What’s still lacking in the programmatic market today?
Education is still crucial. Transparency is another area for growth, as is standardisation in measurement. Transparency is the standout area for improvement and this needs to begin within the industry itself, not only between agency and client. For the market to have transparency, we need to have clearly separated buy and sell vendors. This removes the obvious conflicts, but also leads to the kind of real price discovery that will give both buyer and seller what they need from the transaction.
This also involves improving general practices and a new breed of modernised creative management tools that have PMPs and RTB can revolutionise advertising, offering holistic buying, and standardised measurement.

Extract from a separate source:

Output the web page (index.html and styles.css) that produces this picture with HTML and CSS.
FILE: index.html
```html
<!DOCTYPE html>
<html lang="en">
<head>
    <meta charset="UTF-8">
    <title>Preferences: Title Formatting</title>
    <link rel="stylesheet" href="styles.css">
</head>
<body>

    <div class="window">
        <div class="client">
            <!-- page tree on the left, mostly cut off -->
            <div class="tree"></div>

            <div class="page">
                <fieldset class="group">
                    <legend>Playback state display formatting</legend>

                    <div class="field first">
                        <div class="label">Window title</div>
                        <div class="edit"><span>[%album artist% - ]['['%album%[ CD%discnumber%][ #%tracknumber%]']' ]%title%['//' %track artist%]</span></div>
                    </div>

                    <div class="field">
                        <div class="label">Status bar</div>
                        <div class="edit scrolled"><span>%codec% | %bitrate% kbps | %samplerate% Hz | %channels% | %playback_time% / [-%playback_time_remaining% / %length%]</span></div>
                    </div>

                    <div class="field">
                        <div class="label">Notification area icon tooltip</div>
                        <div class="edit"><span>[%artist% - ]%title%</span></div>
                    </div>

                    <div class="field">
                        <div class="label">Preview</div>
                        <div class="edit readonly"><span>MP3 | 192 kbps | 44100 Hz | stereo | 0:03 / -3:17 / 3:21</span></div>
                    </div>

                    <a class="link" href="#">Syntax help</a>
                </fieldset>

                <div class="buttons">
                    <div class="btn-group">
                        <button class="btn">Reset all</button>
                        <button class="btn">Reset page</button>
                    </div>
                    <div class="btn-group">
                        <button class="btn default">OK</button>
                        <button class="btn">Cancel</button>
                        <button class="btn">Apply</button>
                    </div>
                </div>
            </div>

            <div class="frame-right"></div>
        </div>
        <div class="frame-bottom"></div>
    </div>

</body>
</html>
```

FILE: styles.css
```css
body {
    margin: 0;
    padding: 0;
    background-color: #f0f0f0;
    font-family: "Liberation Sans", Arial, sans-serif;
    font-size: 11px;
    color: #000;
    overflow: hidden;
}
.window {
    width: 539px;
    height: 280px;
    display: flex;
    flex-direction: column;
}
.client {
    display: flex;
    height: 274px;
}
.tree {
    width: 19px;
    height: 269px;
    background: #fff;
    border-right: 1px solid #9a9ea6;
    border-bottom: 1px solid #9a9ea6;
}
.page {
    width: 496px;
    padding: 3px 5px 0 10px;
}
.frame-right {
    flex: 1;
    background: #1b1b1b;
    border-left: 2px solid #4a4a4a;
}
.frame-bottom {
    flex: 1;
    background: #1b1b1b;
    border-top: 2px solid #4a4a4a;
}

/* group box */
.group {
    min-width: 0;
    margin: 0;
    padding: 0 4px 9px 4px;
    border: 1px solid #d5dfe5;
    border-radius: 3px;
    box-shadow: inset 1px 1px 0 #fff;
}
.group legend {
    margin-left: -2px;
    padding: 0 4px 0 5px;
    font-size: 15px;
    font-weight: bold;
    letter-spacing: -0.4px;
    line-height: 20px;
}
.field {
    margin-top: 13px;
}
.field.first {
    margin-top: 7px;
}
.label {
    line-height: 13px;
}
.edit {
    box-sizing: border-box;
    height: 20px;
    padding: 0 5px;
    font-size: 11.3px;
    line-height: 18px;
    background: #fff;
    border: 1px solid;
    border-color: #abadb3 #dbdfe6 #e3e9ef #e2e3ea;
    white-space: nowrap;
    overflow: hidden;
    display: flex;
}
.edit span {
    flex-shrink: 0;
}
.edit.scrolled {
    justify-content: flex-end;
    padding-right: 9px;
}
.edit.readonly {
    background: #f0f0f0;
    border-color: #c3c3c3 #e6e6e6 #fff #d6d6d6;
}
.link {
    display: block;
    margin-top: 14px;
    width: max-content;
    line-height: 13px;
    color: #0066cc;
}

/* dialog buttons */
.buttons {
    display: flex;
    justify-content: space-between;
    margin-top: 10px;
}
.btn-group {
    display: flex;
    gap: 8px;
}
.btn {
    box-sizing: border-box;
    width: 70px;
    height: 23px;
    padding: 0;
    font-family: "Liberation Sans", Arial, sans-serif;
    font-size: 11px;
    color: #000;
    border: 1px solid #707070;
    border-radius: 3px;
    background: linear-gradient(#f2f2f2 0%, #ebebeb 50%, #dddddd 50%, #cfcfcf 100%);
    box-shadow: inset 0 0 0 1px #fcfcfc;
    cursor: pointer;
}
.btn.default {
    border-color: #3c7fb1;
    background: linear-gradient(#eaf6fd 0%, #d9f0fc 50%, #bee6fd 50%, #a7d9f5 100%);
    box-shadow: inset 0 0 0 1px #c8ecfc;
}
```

How does the trading desk model need to evolve to address these challenges?
In 2015, the agency trading desks made great strides in normalising and popularising the concept of programmatic and did an admirable job building knowledgeable teams. We look next to the opportunity to see them move upstream to educate their clientele, which can lead some clients to take a far more hands-on role with programmatic than usual in their media buying.
What’s your growth strategy for Asia-Pacific in 2016?

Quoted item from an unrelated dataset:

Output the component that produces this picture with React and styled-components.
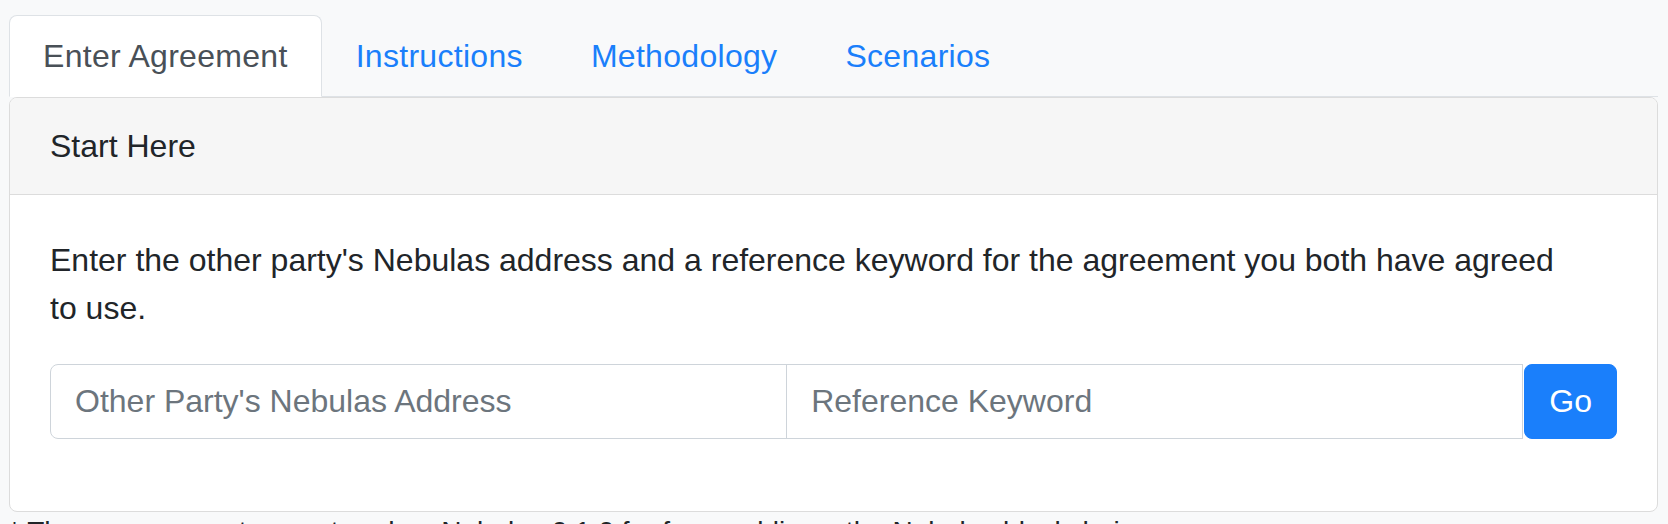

As The Trade Desk only works with agencies, our growth strategy is heavily intertwined with the rollout strategies of our agency clients. That said, the directions we are moving in seem to be towards adding depth and capability.
We are moving responsibilities to a larger number of people inside the business and increasing our functional depth within client service and trading, in particular. This idea carries into more depth of markets, too, and we will add more offices to follow our clients requirements for support. However, it’s not enough to open offices and add staff. We strive to add language and cultural capabilities as well as align our businesses, commercially and geographically, to be closer to our clients’ needs.
In 2016, we are going to double-down on our core values of agency focus, transparency, and omnichannel capability.